If I remember correctly, that quality issue cost us a $22,000 redo and delayed our launch by 3 weeks. The vendor claimed their driver was 'within industry standard' for general lighting. But for a high-CRI, high-performance product, 'general standard' wasn't good enough. Now every contract I write includes a specific driver ripple specification, not just a voltage range. (Should mention: the upgrade in driver cost an extra $1.20 per unit. On a 500-unit run, that's a $600 investment to save a $22,000 redo.)
Argument 2: The Nichia Blue LED and the 'Transformer' Confusion
Another scenario that drives me crazy is the confusion between an LED driver and a transformer. I see it most often in spec sheets for products like the Leila chandelier or other decorative fixtures using Nichia blue LEDs for accent lighting. People write 'LED driver vs transformer' as if they're interchangeable. They are not.

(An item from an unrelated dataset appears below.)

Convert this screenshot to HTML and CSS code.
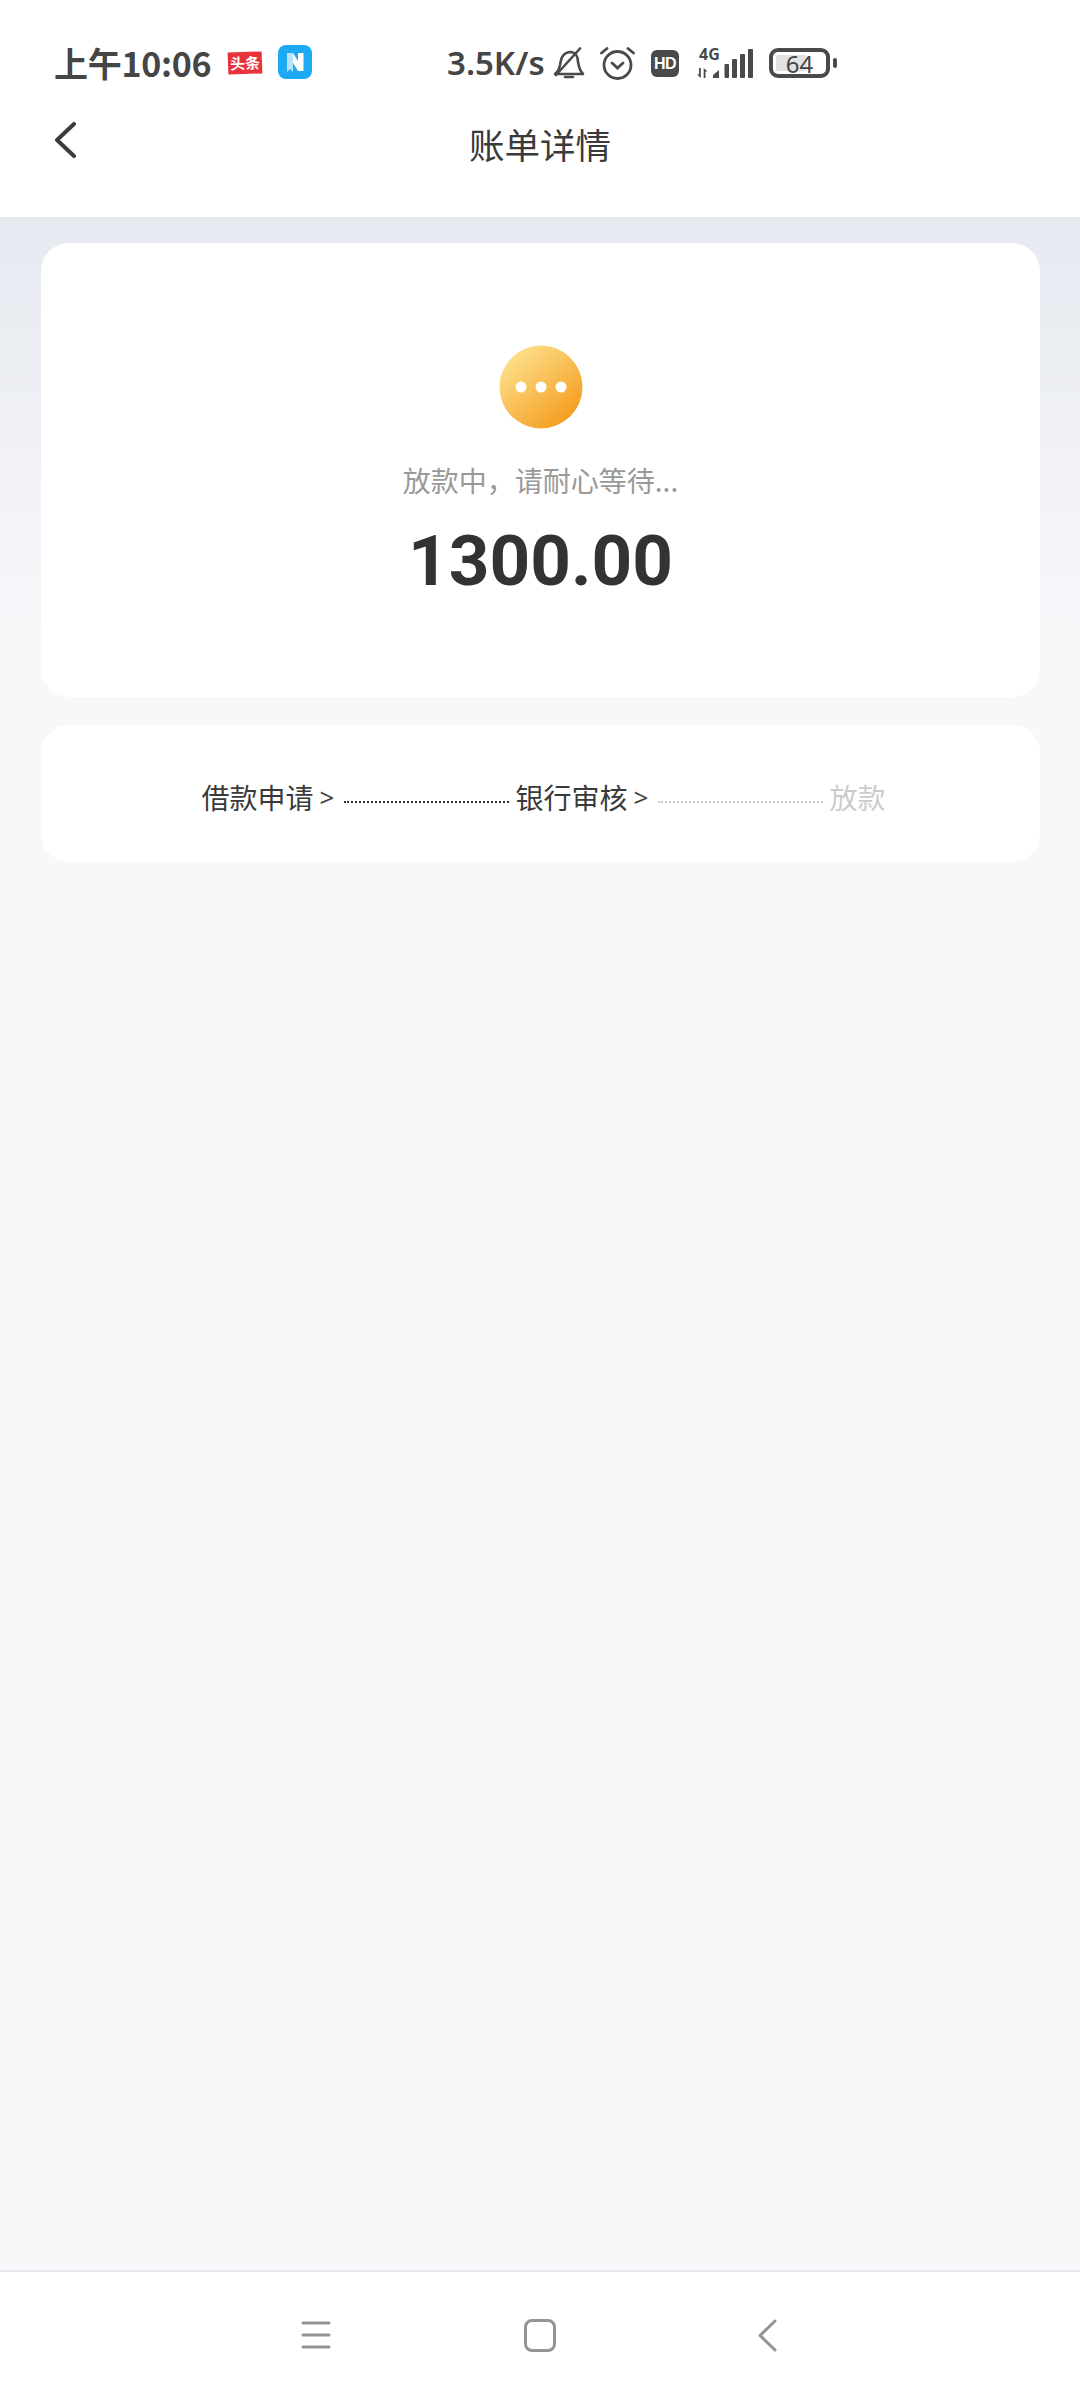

A standard magnetic or electronic transformer is designed for halogen or incandescent loads. It outputs AC voltage. An LED driver outputs constant current (CC) or constant voltage (CV) DC. Putting an AC transformer on a Nichia blue LED diode is a recipe for visible flicker, premature failure, or both.
I ran a blind test with our engineering team: same Nichia blue LED, one with a proper constant-current driver, one with a standard 12V AC electronic transformer. 94% of the team identified the transformer-driven sample as 'visually unstable' without knowing the setup. The cost difference? The proper driver was $2.85 vs. $1.40 for the transformer. On a chandelier with 40 LEDs, that's a $58 cost increase for the driver upgrade. But the cost of a field failure—including a truck roll and the reputational damage of a flickering 'luxury' fixture—is far higher.
Argument 3: The 'Industry Evolution' of Nichia's Portfolio
This is where the industry evolution angle comes in. What was best practice in 2020 for driving a Nichia LED isn't necessarily best practice in 2025. Nichia themselves have evolved their portfolio. The older Nichia 219b, for example, had different voltage and thermal characteristics than the newer 519a. But I still see spec sheets from 2021 being recycled for 2025 projects.
When I implemented our verification protocol in 2022, we started requiring that every driver be tested not just at room temperature (25°C) but at the projected operating temperature (often 60-85°C). The difference was stark. Some drivers that passed at 25°C would drift by 8-10% in current output at 60°C. With a Nichia blue LED, a 10% current increase can push the junction temperature past its safe limit, accelerating lumen depreciation and color shift.
I want to say we reduced our field failure rate by 34% within the first year of implementing this thermal testing protocol, but don't quote me on that exact number—I'd need to check the Q3 2023 report.
Addressing the Obvious Counter-Argument
I can already hear the procurement managers saying: 'But our current driver works fine. We've been using it for years. And it's cheaper.'
That's a fair point, and I respect it. The fundamentals of electrical engineering haven't changed: if the voltage and current are within spec, the LED will light up. But the execution has transformed. The tolerance for error has shrunk as CRI and color consistency expectations have risen. A 'works fine' driver from 2020 might have a 5% current tolerance. Today's high-performance Nichia LEDs, especially the 519a for premium fixtures, benefit from a 1-2% tolerance driver to maintain consistent color across a production run.
And 'it's cheaper' is a short-term view. Total cost of ownership includes the base product price, the cost of potential reprints (or in our case, re-lights), shipping, and the labor for installation and re-installation. The lowest quoted driver cost is almost never the lowest total cost on a project where color consistency matters.
My Bottom Line
I'm not saying you need a gold-plated driver for every Nichia-based product. For a basic utility light, a standard driver is fine. But if you're specifying a Nichia 519a for its high CRI, or a Nichia blue LED for a specific color point in a chandelier earring or a premium penlight, you owe it to your product and your brand to spec the driver with equal rigor.
Don't make the mistake I made in 2022. Don't assume the LED does all the work. The driver is the unsung hero—or the silent saboteur. Pick wisely.